3480. Maximize Subarrays After Removing One Conflicting Pair

[mah-shamim]

Topics: Array, Segment Tree, Enumeration, Prefix Sum, Weekly Contest 440

You are given an integer n which represents an array nums containing the numbers from 1 to n in order. Additionally, you are given a 2D array conflictingPairs, where conflictingPairs[i] = [a, b] indicates that a and b form a conflicting pair.

Remove exactly one element from conflictingPairs. Afterward, count the number of non-empty subarrays¹ of nums which do not contain both a and b for any remaining conflicting pair [a, b].

Return the maximum number of subarrays possible after removing exactly one conflicting pair.

Example 1:

• Input: n = 4, conflictingPairs = [[2,3],[1,4]]
• Output: 9
• Explanation:
  • Remove [2, 3] from conflictingPairs. Now, conflictingPairs = [[1, 4]].
  • There are 9 subarrays in nums where [1, 4] do not appear together. They are [1], [2], [3], [4], [1, 2], [2, 3], [3, 4], [1, 2, 3] and [2, 3, 4].
  • The maximum number of subarrays we can achieve after removing one element from conflictingPairs is 9.

Example 2:

• Input: n = 5, conflictingPairs = [[1,2],[2,5],[3,5]]
• Output: 12
• Explanation:
  • Remove [1, 2] from conflictingPairs. Now, conflictingPairs = [[2, 5], [3, 5]].
  • There are 12 subarrays in nums where [2, 5] and [3, 5] do not appear together.
  • The maximum number of subarrays we can achieve after removing one element from conflictingPairs is 12.

Example 3:

• Input: n = 25, conflictingPairs = [[25,18],[2,13],[15,12],[12,15]]
• Output: 189

Constraints:

• 2 <= n <= 105
• 1 <= conflictingPairs.length <= 2 * n
• conflictingPairs[i].length == 2
• 1 <= conflictingPairs[i][j] <= n
• conflictingPairs[i][0] != conflictingPairs[i][1]

Hint:

1. Let f[i] (where i = 1, 2, 3, ..., n) be the end index of the longest valid subarray (without any conflicting pair) starting at index i.
2. The answer is: sigma(f[i] - i + 1) for i in [1..n], which simplifies to: sigma(f[i]) - n * (n + 1) / 2 + n.
3. Focus on maintaining f[i].
4. If we have a conflicting pair (x, y) with x < y:
   1. Sort the conflicting pairs by y values in non-increasing order.
   2. Update each prefix of the f array accordingly.
5. Use a segment tree or another suitable data structure to maintain the range update and sum query efficiently.

Footnotes

1. Subarray: A subarray is a contiguous non-empty sequence of elements within an array. ↩

[mah-shamim]

We need to maximize the number of non-empty subarrays in an array nums (containing numbers from 1 to n in order) that do not contain any conflicting pair after removing exactly one conflicting pair from the given list of conflicting pairs.

Approach

1. Problem Analysis: The problem involves removing one conflicting pair from the list and then counting the number of valid subarrays (subarrays that do not contain any remaining conflicting pairs).

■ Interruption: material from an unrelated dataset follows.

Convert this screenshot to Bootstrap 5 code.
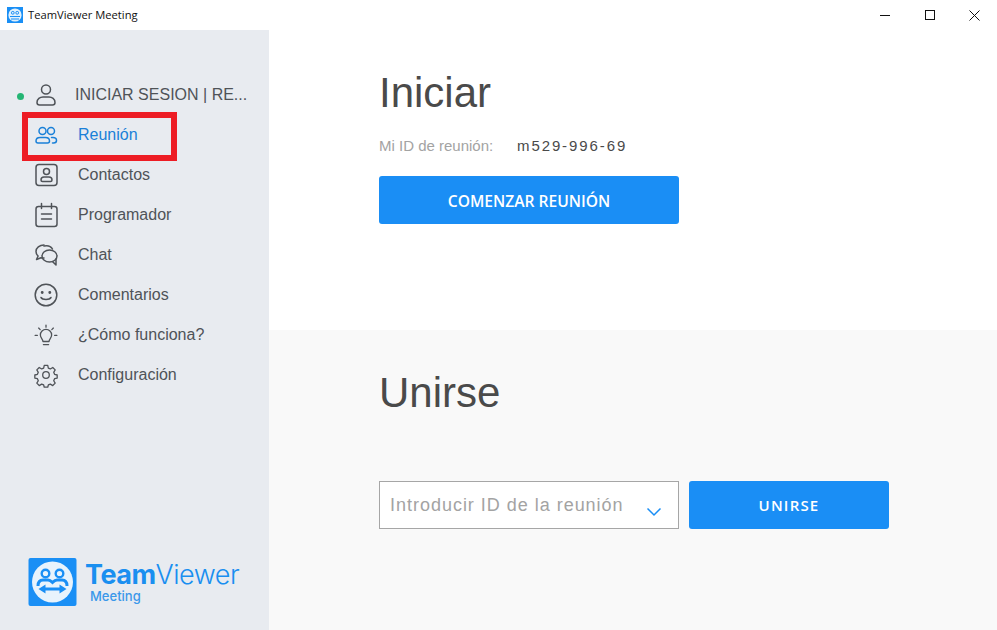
<!DOCTYPE html>
<html lang="en">
<head>
  <meta charset="UTF-8">
  <title>TeamViewer Meeting</title>
  <link href="https://cdn.jsdelivr.net/npm/bootstrap@5.3.2/dist/css/bootstrap.min.css" rel="stylesheet">
  <style>
    body { width: 997px; height: 630px; overflow: hidden; background: #fff; font-family: "Liberation Sans", sans-serif; color: #4a4a4a; }
    .win-bar { height: 30px; padding-left: 7px; }
    .win-title { font-family: "Open Sans", sans-serif; font-size: 11.2px; color: #111; margin-left: 5px; }
    .win-btn { width: 45px; height: 30px; }
    .win-body { height: 600px; }
    .side-pane { width: 269px; background: #e8ebf0; padding-top: 45px; }
    .side-item { height: 40px; padding-left: 33px; font-size: 16px; color: #4f5358; text-decoration: none; }
    .side-item svg { width: 26px; height: 26px; flex: none; margin-right: 19px; fill: none; stroke: currentColor; stroke-width: 1.5; stroke-linecap: round; stroke-linejoin: round; }
    .side-item.is-active { color: #1a80d8; }
    .side-user { padding-left: 17px; }
    .side-user svg { margin-right: 16px; }
    .status-dot { width: 7px; height: 7px; border-radius: 50%; background: #25b574; flex: none; margin-right: 9px; margin-top: 3px; }
    .user-name { white-space: nowrap; }
    .red-frame { position: absolute; left: 22px; top: 112px; width: 155px; height: 49px; border: 6px solid #ed1c24; }
    .logo-wrap { padding-left: 28px; padding-bottom: 24px; }
    .logo-name { font-family: "Inter", sans-serif; font-size: 27px; line-height: 28px; color: #1a8ff0; letter-spacing: -.5px; }
    .logo-name b { font-weight: 700; }
    .logo-name span { font-weight: 300; }
    .logo-sub { font-family: "Inter", sans-serif; font-size: 13px; line-height: 14px; font-weight: 500; color: #3a98ea; padding-left: 5px; }
    .start-pane { height: 300px; padding: 36px 0 0 110px; }
    .join-pane { height: 300px; background: #f9f9f9; padding: 36px 0 0 110px; }
    .pane-title { font-family: "Liberation Sans", sans-serif; font-size: 42px; line-height: 54px; font-weight: 400; color: #4a4a4a; margin: 0; }
    .id-row { margin-top: 16px; height: 20px; }
    .id-label { width: 138px; font-size: 15px; color: #a3a3a3; white-space: nowrap; }
    .id-value { font-size: 15px; letter-spacing: 1.9px; color: #4a4a4a; }
    .tv-btn { background: #1a8ef5; color: #fff; border: 0; border-radius: 3px; height: 48px; font-family: "Open Sans", sans-serif; font-weight: 600; }
    .tv-btn:hover { background: #1a8ef5; color: #fff; }
    .btn-start { width: 300px; margin-top: 20px; padding-top: 10px; font-size: 15.6px; }
    .btn-join { width: 200px; font-size: 15px; letter-spacing: 1.2px; }
    .join-row { margin-top: 61px; gap: 10px; }
    .join-input { width: 300px; height: 48px; background: #fff; border: 1px solid #a6a6a6; padding-left: 10px; font-size: 18px; letter-spacing: .98px; color: #a3a3a3; white-space: nowrap; }
    .join-input svg { position: absolute; left: 266px; top: 25px; }
  </style>
</head>
<body>
  <div class="win-bar d-flex align-items-center">
    <svg width="16" height="16" viewBox="0 0 16 16">
      <rect width="16" height="16" fill="#1a8ff5"/>
      <circle cx="8" cy="8" r="6.6" fill="#dff0fd"/>
      <circle cx="5.8" cy="5.8" r="1.4" fill="none" stroke="#1a8ff5"/>
      <circle cx="10.2" cy="5.8" r="1.4" fill="none" stroke="#1a8ff5"/>
      <path d="M3 9.5h10M4 12h8" stroke="#1a8ff5" fill="none"/>
    </svg>
    <span class="win-title">TeamViewer Meeting</span>
    <div class="ms-auto d-flex">
      <div class="win-btn d-flex align-items-center justify-content-center">
        <svg width="10" height="10" viewBox="0 0 10 10"><path d="M0 5.5h10" stroke="#111"/></svg>
      </div>
      <div class="win-btn d-flex align-items-center justify-content-center">
        <svg width="10" height="10" viewBox="0 0 10 10"><rect x=".5" y=".5" width="9" height="9" fill="none" stroke="#111"/></svg>
      </div>
      <div class="win-btn d-flex align-items-center justify-content-center">
        <svg width="11" height="11" viewBox="0 0 11 11"><path d="M.5.5l10 10M10.5.5l-10 10" stroke="#111"/></svg>
      </div>
    </div>
  </div>

  <div class="win-body d-flex">
    <div class="side-pane d-flex flex-column">
      <div class="side-item side-user d-flex align-items-center">
        <span class="status-dot"></span>
        <svg viewBox="0 0 26 26"><circle cx="13" cy="7.5" r="4.5"/><path d="M6.5 23h13a2.5 2.5 0 0 0 2.5-2.5c0-3.500-3-5.500-6-5.500h-6c-3 0-6 2-6 5.500A2.500 2.500 0 0 0 6.500 23z"/></svg>
        <span class="user-name">INICIAR SESION | RE...</span>
      </div>
      <a class="side-item is-active d-flex align-items-center" href="#">
        <svg viewBox="0 0 26 26"><circle cx="9.500" cy="9" r="3.500"/><circle cx="18" cy="9" r="3.500"/><path d="M5 21h9.500a2 2 0 0 0 2-2c0-2-1.500-3.500-4-3.500H7c-2.500 0-4 1.500-4 3.500a2 2 0 0 0 2 2zM18.500 15.500h1.500c2.500 0 3.500 1.500 3.500 3s-1 2.500-3 2.500h-1"/></svg>
        Reunión
      </a>
      <a class="side-item d-flex align-items-center" href="#">
        <svg viewBox="0 0 26 26"><rect x="3" y="2.500" width="21" height="21" rx="3"/><circle cx="13.500" cy="9.500" r="3"/><path d="M9.500 19.500h8a1.500 1.500 0 0 0 1.500-1.500c0-2-1.500-3-3-3h-5c-1.500 0-3 1-3 3a1.500 1.500 0 0 0 1.500 1.500z"/></svg>
        Contactos
      </a>
      <a class="side-item d-flex align-items-center" href="#">
        <svg viewBox="0 0 26 26"><rect x="3" y="4.500" width="21" height="20" rx="2.500"/><path d="M8.500 1.500v5M18.500 1.500v5M8.500 12h10M8.500 17h10"/></svg>
        Programador
      </a>
      <a class="side-item d-flex align-items-center" href="#">
        <svg viewBox="0 0 26 26"><path d="M11 3c-4.500 0-8 2.800-8 6.500 0 1.800.8 3.300 2.100 4.500L3.500 17.500l4.500-1.800c1 .3 2 .4 3 .4"/><path d="M11 4c3.500-.8 7 .4 8.500 3"/><ellipse cx="16.500" cy="14" rx="7.500" ry="6"/><path d="M19.500 19.500l3.500 3.500v-6"/></svg>
        Chat
      </a>
      <a class="side-item d-flex align-items-center" href="#">
        <svg viewBox="0 0 26 26"><circle cx="13" cy="13" r="10.800"/><circle cx="9.200" cy="10.500" r=".7" fill="currentColor"/><circle cx="16.800" cy="10.500" r=".7" fill="currentColor"/><path d="M8 15.500c1.500 2.500 8.500 2.500 10 0"/></svg>
        Comentarios
      </a>
      <a class="side-item d-flex align-items-center" href="#">
        <svg viewBox="-2 -3 30 30"><path d="M9.500 19.500c0-3-3-4-3-7.500a6.500 6.500 0 0 1 13 0c0 3.500-3 4.500-3 7.500zM10 23h6M13 .5v2.500M4.500 4l1.800 1.800M21.500 4l-1.800 1.800M.5 12.500h2.500M23 12.500h2.500"/></svg>
        ¿Cómo funciona?
      </a>
      <a class="side-item d-flex align-items-center" href="#">
        <svg viewBox="-2 -2 30 30"><circle cx="13" cy="13" r="3.800"/><path d="M11 1.800h4l.7 3.200 2.300 1 2.800-1.700 2.800 2.800-1.700 2.800 1 2.300 3 .8v3.500l-3 .8-1 2.300 1.700 2.800-2.800 2.800-2.800-1.700-2.300 1-.7 2.600h-4l-.7-2.600-2.300-1-2.800 1.700-2.800-2.800 1.700-2.800-1-2.300-3-.8v-3.500l3-.8 1-2.300-1.700-2.800 2.800-2.800 2.800 1.700 2.300-1z"/></svg>
        Configuración
      </a>

      <div class="logo-wrap mt-auto d-flex align-items-center">
        <svg class="me-2" width="49" height="48" viewBox="0 0 48 48">
          <rect width="48" height="48" rx="2" fill="#1a8ff5"/>
          <circle cx="24" cy="24" r="20.500" fill="#e8f3fc"/>
          <circle cx="17" cy="15.500" r="3.800" fill="none" stroke="#1a8ff5" stroke-width="2.400"/>
          <circle cx="31" cy="15.500" r="3.800" fill="none" stroke="#1a8ff5" stroke-width="2.400"/>
          <path d="M9.500 28c0-4 2-6 5-6h5c2 0 3 1 4.500 2.500C25.500 23 26.500 22 28.500 22h5c3 0 5 2 5 6" fill="none" stroke="#1a8ff5" stroke-width="3"/>
          <path d="M10 31l7-4.500V29.500h14V26.500l7 4.500-7 4.500V32.500H17v3z" fill="#1a8ff5"/>
        </svg>
        <div>
          <div class="logo-name"><b>Team</b><span>Viewer</span></div>
          <div class="logo-sub">Meeting</div>
        </div>
      </div>
    </div>

    <div class="flex-grow-1">
      <div class="start-pane">
        <h1 class="pane-title">Iniciar</h1>
        <div class="id-row d-flex align-items-center">
          <span class="id-label">Mi ID de reunión:</span>
          <span class="id-value">m529-996-69</span>
        </div>
        <button type="button" class="btn tv-btn btn-start d-block">COMENZAR REUNIÓN</button>
      </div>
      <div class="join-pane">
        <h1 class="pane-title">Unirse</h1>
        <div class="join-row d-flex">
          <div class="join-input position-relative d-flex align-items-center">
            Introducir ID de la reunión
            <svg width="16" height="10" viewBox="0 0 16 10"><path d="M1.500 1.500l6.500 6.500 6.500-6.500" fill="none" stroke="#1a8ef5" stroke-width="1.500"/></svg>
          </div>
          <button type="button" class="btn tv-btn btn-join">UNIRSE</button>
        </div>
      </div>
    </div>
  </div>

  <div class="red-frame"></div>

  <script src="https://cdn.jsdelivr.net/npm/bootstrap@5.3.2/dist/js/bootstrap.bundle.min.js"></script>
</body>
</html>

The key challenge is efficiently computing the valid subarrays for each possible removal and selecting the removal that yields the maximum count.

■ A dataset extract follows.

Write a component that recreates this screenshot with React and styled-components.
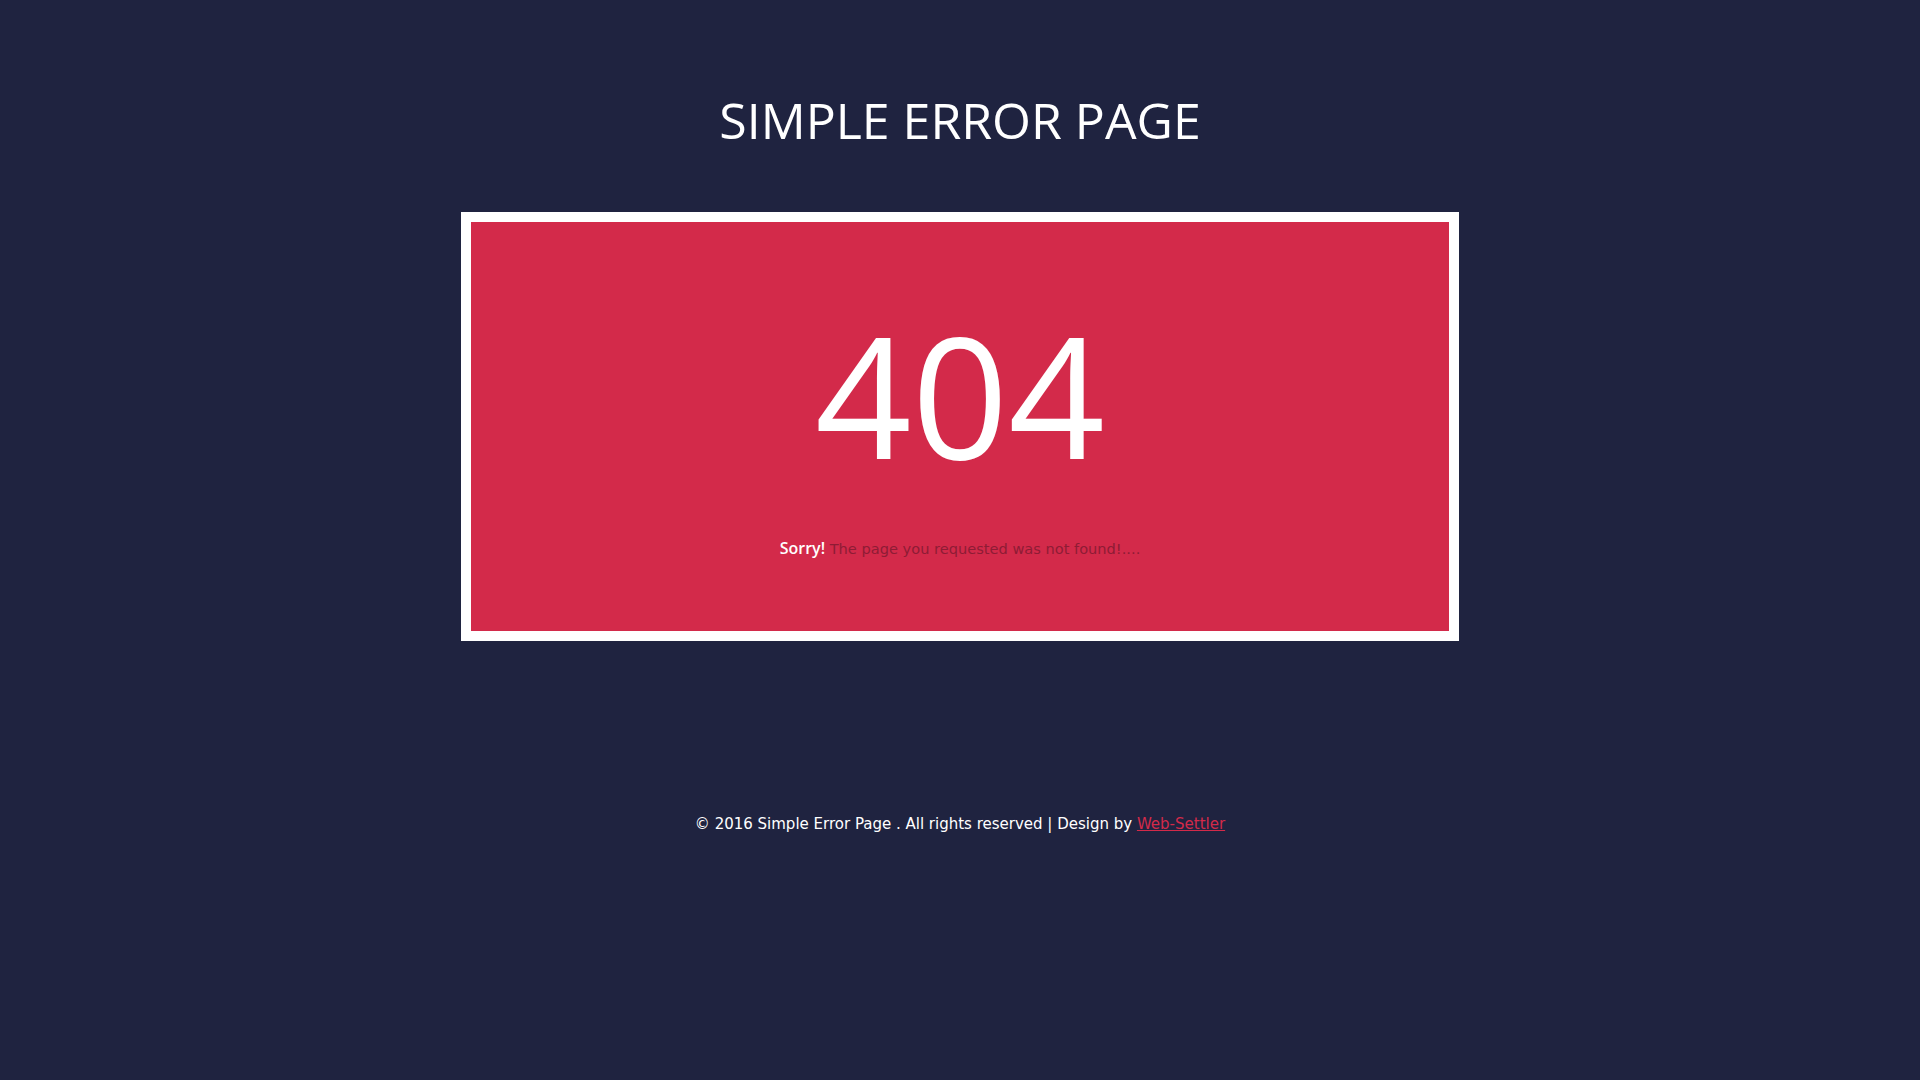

2. Intuition: The solution leverages the observation that a subarray is invalid if it contains both elements of any conflicting pair. For each possible removal of a conflicting pair, we need to compute the number of valid subarrays. The optimal approach involves:

   • Normalization: Convert each conflicting pair into a sorted form to handle symmetry.
   • Multiplicity Handling: Track the frequency of each normalized conflicting pair to determine if removing a pair eliminates the constraint.
   • Precomputation: For each starting index i, precompute the smallest b such that any conflicting pair (a, b) with a >= i exists. This helps in determining the earliest position where a subarray starting at i becomes invalid.
   • Efficient Update: For each removal candidate, update the constraints and compute the change in the number of valid subarrays by propagating the effect of the removal from the affected index backward.

3. Algorithm Selection:

   • Normalization and Multiplicity Counting: Process each conflicting pair to its sorted form and count occurrences.
   • MinB Arrays: Precompute arrays minB_self (smallest b for each a) and minB0 (smallest b for any a >= i).
   • Total Base Calculation: Compute the total valid subarrays without any removal.
   • Removal Impact: For each removal candidate, if it's the only occurrence of its constraint, update the constraints and propagate the effect to compute the increase in valid subarrays.

4. Complexity Analysis:

   • Time Complexity: O(n + m) for preprocessing and O(m * n) in the worst case for propagation (where m is the number of conflicting pairs). However, early termination during propagation often reduces this.
   • Space Complexity: O(n) for storing various arrays and O(m) for tracking conflicting pairs.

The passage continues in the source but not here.